As mentioned, the first-to-deploy CURA pod has been installed at a Turin field hospital located within the historic city’s Officine Grandi Riparazioni (OGR), a late 19th-century industrial complex that was only just somewhat recently saved from decades of advanced decay and transformed into a bustling innovation and cultural hub. While a majority of coronavirus field hospitals have popped-up in gargantuan venues like convention centers and stadiums, OGR, at over 376,000 square feet, is also certainly not lacking in square footage.

a container-based intensive car pod in italy
Turin’s OGR, a historic former train repair facility that had fallen into a state of neglect, is now home to a pop-up hospital serving COVID-19 patients. (Max Tomasinelli/Courtesy Carlo Ratti Associati)

As for the temporary emergency medical facility housed at OGR, it began to take shape on April 6 as an initiative of the Genio Infrastructure of the Italian Air Force, Protezione Civile, and the Crisis Unit of the Piedmont Region. In addition to the newly installed CURA pod, the 95,000-square-foot hospital includes 92 patient beds.
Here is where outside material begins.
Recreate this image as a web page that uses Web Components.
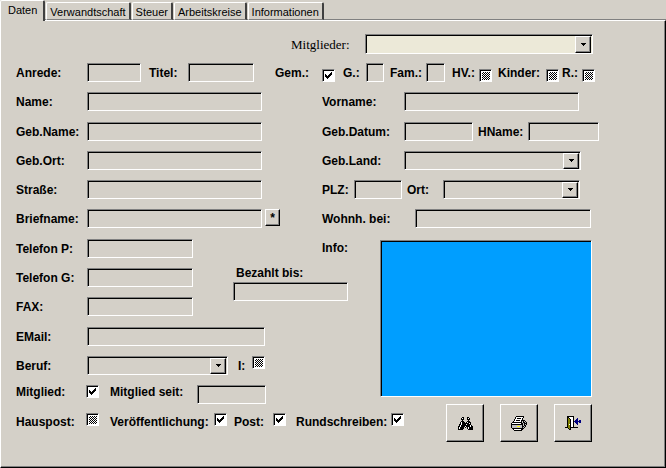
<!DOCTYPE html>
<html lang="de">
<head>
<meta charset="utf-8">
<title>Mitglieder</title>
<style>
  html, body { margin: 0; background: #d4d0c8; }
  body { font: bold 12px/14px "Liberation Sans", Arial, sans-serif; color: #000; }
</style>
</head>
<body>
<member-window></member-window>
<script>
const SUNKEN = `
  .sunken { box-sizing: border-box; margin: 0; border: 1px solid; border-color: #808080 #fff #fff #808080;
    border-radius: 0; box-shadow: inset 1px 1px 0 #000; background: #d4d0c8; outline: none;
    font: inherit; font-weight: normal; appearance: none; width: 100%; min-width: 0; padding: 1px 4px; }`;
const RAISED = `
  .raised { box-sizing: border-box; margin: 0; padding: 0; border: 1px solid; border-color: #fff #000 #000 #fff;
    border-radius: 0; box-shadow: inset -1px -1px 0 #808080; background: #d4d0c8; color: #000; font: inherit; }`;

/* Shared behaviour: a label and one control; --w is the share of the row, --l the label width. */
class FormControl extends HTMLElement {
  connectedCallback() {
    const root = this.attachShadow({ mode: "open" });
    root.innerHTML = `<style>
      ${SUNKEN}${RAISED}
      :host { display: grid; grid-template-columns: var(--l, 71px) minmax(0, 1fr); align-items: center;
        flex: var(--w, 1) 1 0; min-width: 0; margin-left: var(--gap, 0); }
      label { white-space: nowrap; align-self: var(--label-align, center); }
      ${this.css()}</style>
      <label for="c">${this.getAttribute("label")}</label>${this.control()}`;
  }
  css() { return ""; }
}

class TextField extends FormControl {
  css() { return `.sunken { height: 19px; }
    :host([stacked]) { grid-template-columns: minmax(0, 1fr); }
    :host([stacked]) label { padding: 0 0 2px 3px; }`; }
  control() { return `<input id="c" class="sunken" type="text">`; }
}

class ComboField extends FormControl {
  css() { return `
    .combo { display: grid; grid-template-columns: minmax(0, 1fr) 18px; }
    select { grid-area: 1 / 1 / 2 / 3; height: var(--h, 19px); }
    .arrow { grid-area: 1 / 2; justify-self: start; align-self: center; width: 16px;
      height: calc(var(--h, 19px) - 3px); pointer-events: none; display: grid; place-items: center; }
    svg { display: block; }
    :host([main]) label { font: 13px/15px "Liberation Serif", "Times New Roman", serif; }
    :host([main]) .sunken { background: #ece9d8; }`; }
  control() { return `<div class="combo"><select id="c" class="sunken"><option></option></select>
    <span class="arrow raised"><svg width="5" height="3" viewBox="0 0 5 3" shape-rendering="crispEdges"><path d="M0 0h5v1h-1v1h-1v1h-1v-1h-1v-1h-1z"/></svg></span></div>`; }
}

class MemoField extends FormControl {
  css() { return `:host { align-items: start; } label { align-self: start; padding-top: 1px; }
    .sunken { height: 157px; resize: none; background: #009eff; display: block; }`; }
  control() { return `<textarea id="c" class="sunken"></textarea>`; }
}

class CheckField extends FormControl {
  css() { return `
    :host { flex: none; grid-template-columns: var(--l, 71px) 13px; }
    .box { display: grid; align-self: var(--box-align, center); }
    input, svg { grid-area: 1 / 1; }
    input.sunken { width: 13px; height: 13px; padding: 2px 1px 1px 2px; background: #fff; }
    input.sunken:indeterminate { background: repeating-conic-gradient(#000 0 25%, #fff 0 50%) 0 0 / 2px 2px content-box, #fff; }
    svg { place-self: center; pointer-events: none; visibility: hidden; }
    input:checked + svg { visibility: visible; }`; }
  control() { return `<span class="box"><input id="c" class="sunken" type="checkbox">
    <svg width="7" height="7" viewBox="0 0 7 7" shape-rendering="crispEdges"><path d="M0 2h1v1h1v1h1v-1h1v-1h1v-1h1v-1h1v3h-1v1h-1v1h-1v1h-1v1h-1v-1h-1v-1h-1z"/></svg></span>`; }
  connectedCallback() {
    super.connectedCallback();
    const box = this.shadowRoot.querySelector("input");
    box.checked = this.hasAttribute("checked");
    box.indeterminate = !box.checked;
  }
}

const COLORS = { "#": "#000", w: "#fff", g: "#808080", l: "#c0c0c0", y: "#ff0", o: "#808000", b: "#000080" };
const ICONS = {
  find: [
    "....##...##....",
    "...#w#...#w#...",
    "...###...###...",
    "....#.....#....",
    "...###...###...",
    "..#w###.#w###..",
    "..#w#######w#..",
    ".##w####w####..",
    ".#w#########w#.",
    "##w####w####w##",
    "#w####.#.#w####",
    "#w####...#w####",
    "#####.....#####"],
  print: [
    ".....########...",
    "....#wwwwwww#...",
    "....#w####w#....",
    "...#wwwwwww#....",
    "...#w####w####..",
    "..#wwwwwww#l#l#.",
    ".##########l##l#",
    "#wwwwwwwww##l###",
    "############l#l#",
    "#llllllllll#l##.",
    "#lllllyyyll##l#.",
    "#llllllllll#l#..",
    ".############...",
    "..#wwwwwww##....",
    "...########....."],
  exit: [
    "..#######.......",
    "..##wwww#.......",
    "..#o#www#...b...",
    "..#oo#ww#..bb...",
    "..#oo#ww#.bbb.bb",
    "..#oo#ww#bbbbbbb",
    "..#oo#ww#.bbb.bb",
    "..#oo#ww#..bb...",
    "..#ow#ww#...b...",
    "..#oo#ww#.......",
    "..#oo#ww#.......",
    "###oo########...",
    "...#o#..........",
    "....##.........."]
};

class IconButton extends HTMLElement {
  connectedCallback() {
    const rows = ICONS[this.getAttribute("icon")];
    const cells = rows.map((r, y) => [...r].map((c, x) =>
      COLORS[c] ? `<rect x="${x}" y="${y}" width="1" height="1" fill="${COLORS[c]}"/>` : "").join("")).join("");
    this.attachShadow({ mode: "open" }).innerHTML = `<style>
      :host { display: block; } ${RAISED}
      button { width: 38px; height: 38px; display: grid; place-items: center; }</style>
      <button class="raised" type="button" aria-label="${this.getAttribute("name")}">
      <svg width="${rows[0].length}" height="${rows.length}" shape-rendering="crispEdges">${cells}</svg></button>`;
  }
}

class TabStrip extends HTMLElement {
  connectedCallback() {
    this.attachShadow({ mode: "open" }).innerHTML = `<style>
      :host { display: flex; align-items: flex-end; height: 20px; gap: 1px; box-shadow: inset 0 -1px 0 #808080;
        font: 11px/13px "Liberation Sans", Arial, sans-serif; }
      ::slotted(button) { box-sizing: border-box; height: 18px; margin: 0; padding: 2px 3px 0 3px; font: inherit;
        color: #000; background: #d4d0c8; border: solid; border-width: 1px 2px 1px 1px;
        border-color: #fff #404040 #808080 #fff; border-radius: 2px 2px 0 0; white-space: nowrap; }
      ::slotted(button[aria-selected="true"]) { height: 21px; margin: 0 0 -1px; padding: 0 6px 1px 7px;
        border-bottom: 0; position: relative; }</style><slot></slot>`;
    this.setAttribute("role", "tablist");
  }
}

class MemberForm extends HTMLElement {
  connectedCallback() {
    this.attachShadow({ mode: "open" }).innerHTML = `<style>
      ${RAISED}
      :host { display: block; padding: 13px 66px 24px 15px; }
      .row { display: flex; }
      .main { padding: 0 6px 9px 275px; }
      .first { padding-right: 4px; --box-align: end; margin-bottom: 10px; }
      .grid { display: grid; grid-template-columns: 306fr 277fr; row-gap: 10px; }
      .grid > *, .lower > * { min-width: 0; }
      .grid.name { margin-bottom: 11px; }
      .left { padding-right: 60px; }
      .left.brief { padding-right: 42px; }
      .star { flex: none; width: 15px; height: 17px; margin-left: 3px; line-height: 14px; }
      .lower { display: grid; grid-template-columns: 306fr 58px 219fr; margin-top: 11px; }
      .details { grid-area: 1 / 1 / 2 / 3; }
      memo-field { grid-area: 1 / 2 / 2 / 4; margin: 1px 7px 0 0; }
      .stack { display: grid; row-gap: 10px; }
      .phones { display: flex; padding-right: 32px; margin-bottom: 11px; }
      .phones .stack { flex: 177 1 0; min-width: 0; }
      .phones > text-field { align-self: end; padding-bottom: 15px; }
      .data { --box-align: start; }
      .member { --label-align: start; }
      .footer { display: flex; justify-content: space-between; padding-right: 7px; }
      .checks { display: flex; align-items: start; padding-top: 9px; --box-align: start; --label-align: end; }
      .checks check-field { height: 16px; }
      .actions { display: flex; gap: 16px; }
      </style>
    <div class="row main"><combo-field main label="Mitglieder:" style="--l:74px;--h:20px"></combo-field></div>
    <div class="row first">
      <text-field label="Anrede:" style="--w:125"></text-field>
      <text-field label="Titel:" style="--l:39px;--w:105;--gap:8px"></text-field>
      <check-field checked label="Gem.:" style="--l:47px;--gap:21px"></check-field>
      <text-field label="G.:" style="--l:23px;--w:41;--gap:8px"></text-field>
      <text-field label="Fam.:" style="--l:36px;--w:55;--gap:6px"></text-field>
      <check-field label="HV.:" style="--l:27px;--gap:7px"></check-field>
      <check-field label="Kinder:" style="--l:48px;--gap:6px"></check-field>
      <check-field label="R.:" style="--l:20px;--gap:3px"></check-field>
    </div>
    <div class="grid name">
      <div class="row left"><text-field label="Name:"></text-field></div>
      <div class="row" style="padding-right:20px"><text-field label="Vorname:" style="--l:82px"></text-field></div>
    </div>
    <div class="grid">
      <div class="row left"><text-field label="Geb.Name:"></text-field></div>
      <div class="row"><text-field label="Geb.Datum:" style="--l:82px;--w:151"></text-field>
        <text-field label="HName:" style="--l:50px;--w:121;--gap:5px"></text-field></div>
      <div class="row left"><text-field label="Geb.Ort:"></text-field></div>
      <div class="row" style="padding-right:18px"><combo-field label="Geb.Land:" style="--l:82px"></combo-field></div>
      <div class="row left"><text-field label="Straße:"></text-field></div>
      <div class="row" style="padding-right:19px"><text-field label="PLZ:" style="--l:32px;--w:80"></text-field>
        <combo-field label="Ort:" style="--l:36px;--w:173;--gap:5px"></combo-field></div>
      <div class="row left brief"><text-field label="Briefname:"></text-field>
        <button class="raised star" type="button">*</button></div>
      <div class="row" style="padding-right:8px"><text-field label="Wohnh. bei:" style="--l:93px"></text-field></div>
    </div>
    <div class="lower">
      <div class="details">
        <div class="phones">
          <div class="stack">
            <text-field label="Telefon P:"></text-field>
            <text-field label="Telefon G:"></text-field>
            <text-field label="FAX:"></text-field>
          </div>
          <text-field stacked label="Bezahlt bis:" style="--w:115;--gap:40px"></text-field>
        </div>
        <div class="stack data">
          <div class="row" style="padding-right:115px"><text-field label="EMail:"></text-field></div>
          <div class="row" style="padding-right:115px"><combo-field label="Beruf:"></combo-field>
            <check-field label="I:" style="--l:14px;--gap:10px"></check-field></div>
          <div class="row member" style="padding-right:114px"><check-field checked label="Mitglied:" style="--l:70px"></check-field>
            <text-field label="Mitglied seit:" style="--l:87px;--gap:11px"></text-field></div>
        </div>
      </div>
      <memo-field label="Info:" style="--l:58px"></memo-field>
    </div>
    <div class="footer">
      <div class="checks">
        <check-field label="Hauspost:" style="--l:70px"></check-field>
        <check-field checked label="Veröffentlichung:" style="--l:104px;--gap:11px"></check-field>
        <check-field checked label="Post:" style="--l:39px;--gap:7px"></check-field>
        <check-field checked label="Rundschreiben:" style="--l:95px;--gap:10px"></check-field>
      </div>
      <div class="actions">
        <icon-button icon="find" name="Suchen"></icon-button>
        <icon-button icon="print" name="Drucken"></icon-button>
        <icon-button icon="exit" name="Schließen"></icon-button>
      </div>
    </div>`;
  }
}

class MemberWindow extends HTMLElement {
  connectedCallback() {
    this.attachShadow({ mode: "open" }).innerHTML = `<style>
      :host { display: flex; flex-direction: column; min-height: 100vh; }
      .panel { flex: 1; border: 1px solid; border-color: #fff #000 #000 #fff; box-shadow: inset -1px -1px 0 #808080; }
    </style>
    <tab-strip>
      <button role="tab" aria-selected="true">Daten</button>
      <button role="tab">Verwandtschaft</button>
      <button role="tab">Steuer</button>
      <button role="tab">Arbeitskreise</button>
      <button role="tab">Informationen</button>
    </tab-strip>
    <div class="panel" role="tabpanel"><member-form></member-form></div>`;
  }
}

customElements.define("text-field", TextField);
customElements.define("combo-field", ComboField);
customElements.define("memo-field", MemoField);
customElements.define("check-field", CheckField);
customElements.define("icon-button", IconButton);
customElements.define("tab-strip", TabStrip);
customElements.define("member-form", MemberForm);
customElements.define("member-window", MemberWindow);
</script>
</body>
</html>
Since CURA first launched in March, more than 2,000 firms and individuals have expressed interest in either collaborating on or reproducing or shipping container-turned-intensive care units per Carlo Ratti Associati. The firm notes that with the first unit now in operation, additional shipping containers are being modified to CURA specifications around the world including in Canada and the United Arab Emirates.